* **DATASET EXCERPT**:
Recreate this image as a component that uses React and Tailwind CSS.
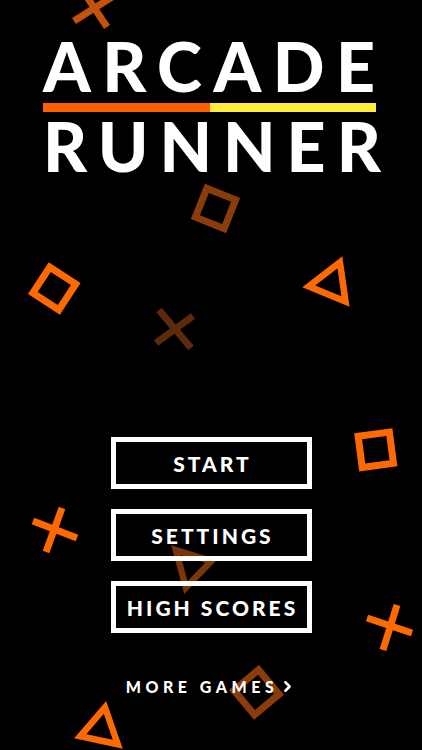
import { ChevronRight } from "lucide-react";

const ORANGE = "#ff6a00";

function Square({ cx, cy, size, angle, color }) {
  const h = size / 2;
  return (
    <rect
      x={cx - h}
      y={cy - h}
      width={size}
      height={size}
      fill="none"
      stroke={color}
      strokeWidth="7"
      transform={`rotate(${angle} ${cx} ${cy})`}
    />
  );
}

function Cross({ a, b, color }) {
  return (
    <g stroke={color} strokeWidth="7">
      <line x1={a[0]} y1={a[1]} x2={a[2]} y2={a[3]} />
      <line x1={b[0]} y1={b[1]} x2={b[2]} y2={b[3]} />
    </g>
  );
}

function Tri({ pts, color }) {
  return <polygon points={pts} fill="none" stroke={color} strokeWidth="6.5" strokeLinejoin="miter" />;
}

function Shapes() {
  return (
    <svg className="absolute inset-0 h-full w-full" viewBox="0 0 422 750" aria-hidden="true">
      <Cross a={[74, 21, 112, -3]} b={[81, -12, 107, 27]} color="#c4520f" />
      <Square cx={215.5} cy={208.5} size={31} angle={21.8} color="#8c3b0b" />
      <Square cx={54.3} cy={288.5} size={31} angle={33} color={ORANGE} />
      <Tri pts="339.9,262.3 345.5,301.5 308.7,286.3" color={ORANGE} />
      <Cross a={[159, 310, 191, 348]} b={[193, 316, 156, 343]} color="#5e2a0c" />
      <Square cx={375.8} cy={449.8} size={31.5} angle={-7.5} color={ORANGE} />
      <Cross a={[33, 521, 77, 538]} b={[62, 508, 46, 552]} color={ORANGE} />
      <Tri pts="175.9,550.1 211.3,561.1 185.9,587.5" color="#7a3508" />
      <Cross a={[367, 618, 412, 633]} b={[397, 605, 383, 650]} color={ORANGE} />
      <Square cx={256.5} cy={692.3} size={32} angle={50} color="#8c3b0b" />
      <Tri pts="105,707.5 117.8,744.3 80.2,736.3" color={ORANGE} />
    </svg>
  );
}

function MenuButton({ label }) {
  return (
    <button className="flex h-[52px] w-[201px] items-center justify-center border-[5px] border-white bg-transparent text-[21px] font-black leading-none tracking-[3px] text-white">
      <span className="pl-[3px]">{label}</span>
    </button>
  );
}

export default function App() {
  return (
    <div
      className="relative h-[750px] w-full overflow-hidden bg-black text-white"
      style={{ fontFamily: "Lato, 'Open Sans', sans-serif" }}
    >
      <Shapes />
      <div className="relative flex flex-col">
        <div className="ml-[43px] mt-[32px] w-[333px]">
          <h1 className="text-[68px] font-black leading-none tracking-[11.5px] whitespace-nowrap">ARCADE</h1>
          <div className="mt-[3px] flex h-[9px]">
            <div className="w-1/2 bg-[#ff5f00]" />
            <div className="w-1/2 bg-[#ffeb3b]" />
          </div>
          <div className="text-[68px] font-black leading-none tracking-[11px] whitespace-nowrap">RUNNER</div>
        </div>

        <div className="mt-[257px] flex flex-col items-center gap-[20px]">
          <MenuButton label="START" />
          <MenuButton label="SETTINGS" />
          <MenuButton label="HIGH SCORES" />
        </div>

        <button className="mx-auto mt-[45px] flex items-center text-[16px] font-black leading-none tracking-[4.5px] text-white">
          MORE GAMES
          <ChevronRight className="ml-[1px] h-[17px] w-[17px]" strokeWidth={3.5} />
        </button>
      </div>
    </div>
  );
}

* **WHAT TO PRODUCE**: Restate the data above word for word. Skip every picture.

* **ANSWER FOR THE TASK**:
Recreate this image as a component that uses React and Tailwind CSS.
import { ChevronRight } from "lucide-react";

const ORANGE = "#ff6a00";

function Square({ cx, cy, size, angle, color }) {
  const h = size / 2;
  return (
    <rect
      x={cx - h}
      y={cy - h}
      width={size}
      height={size}
      fill="none"
      stroke={color}
      strokeWidth="7"
      transform={`rotate(${angle} ${cx} ${cy})`}
    />
  );
}

function Cross({ a, b, color }) {
  return (
    <g stroke={color} strokeWidth="7">
      <line x1={a[0]} y1={a[1]} x2={a[2]} y2={a[3]} />
      <line x1={b[0]} y1={b[1]} x2={b[2]} y2={b[3]} />
    </g>
  );
}

function Tri({ pts, color }) {
  return <polygon points={pts} fill="none" stroke={color} strokeWidth="6.5" strokeLinejoin="miter" />;
}

function Shapes() {
  return (
    <svg className="absolute inset-0 h-full w-full" viewBox="0 0 422 750" aria-hidden="true">
      <Cross a={[74, 21, 112, -3]} b={[81, -12, 107, 27]} color="#c4520f" />
      <Square cx={215.5} cy={208.5} size={31} angle={21.8} color="#8c3b0b" />
      <Square cx={54.3} cy={288.5} size={31} angle={33} color={ORANGE} />
      <Tri pts="339.9,262.3 345.5,301.5 308.7,286.3" color={ORANGE} />
      <Cross a={[159, 310, 191, 348]} b={[193, 316, 156, 343]} color="#5e2a0c" />
      <Square cx={375.8} cy={449.8} size={31.5} angle={-7.5} color={ORANGE} />
      <Cross a={[33, 521, 77, 538]} b={[62, 508, 46, 552]} color={ORANGE} />
      <Tri pts="175.9,550.1 211.3,561.1 185.9,587.5" color="#7a3508" />
      <Cross a={[367, 618, 412, 633]} b={[397, 605, 383, 650]} color={ORANGE} />
      <Square cx={256.5} cy={692.3} size={32} angle={50} color="#8c3b0b" />
      <Tri pts="105,707.5 117.8,744.3 80.2,736.3" color={ORANGE} />
    </svg>
  );
}

function MenuButton({ label }) {
  return (
    <button className="flex h-[52px] w-[201px] items-center justify-center border-[5px] border-white bg-transparent text-[21px] font-black leading-none tracking-[3px] text-white">
      <span className="pl-[3px]">{label}</span>
    </button>
  );
}

export default function App() {
  return (
    <div
      className="relative h-[750px] w-full overflow-hidden bg-black text-white"
      style={{ fontFamily: "Lato, 'Open Sans', sans-serif" }}
    >
      <Shapes />
      <div className="relative flex flex-col">
        <div className="ml-[43px] mt-[32px] w-[333px]">
          <h1 className="text-[68px] font-black leading-none tracking-[11.5px] whitespace-nowrap">ARCADE</h1>
          <div className="mt-[3px] flex h-[9px]">
            <div className="w-1/2 bg-[#ff5f00]" />
            <div className="w-1/2 bg-[#ffeb3b]" />
          </div>
          <div className="text-[68px] font-black leading-none tracking-[11px] whitespace-nowrap">RUNNER</div>
        </div>

        <div className="mt-[257px] flex flex-col items-center gap-[20px]">
          <MenuButton label="START" />
          <MenuButton label="SETTINGS" />
          <MenuButton label="HIGH SCORES" />
        </div>

        <button className="mx-auto mt-[45px] flex items-center text-[16px] font-black leading-none tracking-[4.5px] text-white">
          MORE GAMES
          <ChevronRight className="ml-[1px] h-[17px] w-[17px]" strokeWidth={3.5} />
        </button>
      </div>
    </div>
  );
}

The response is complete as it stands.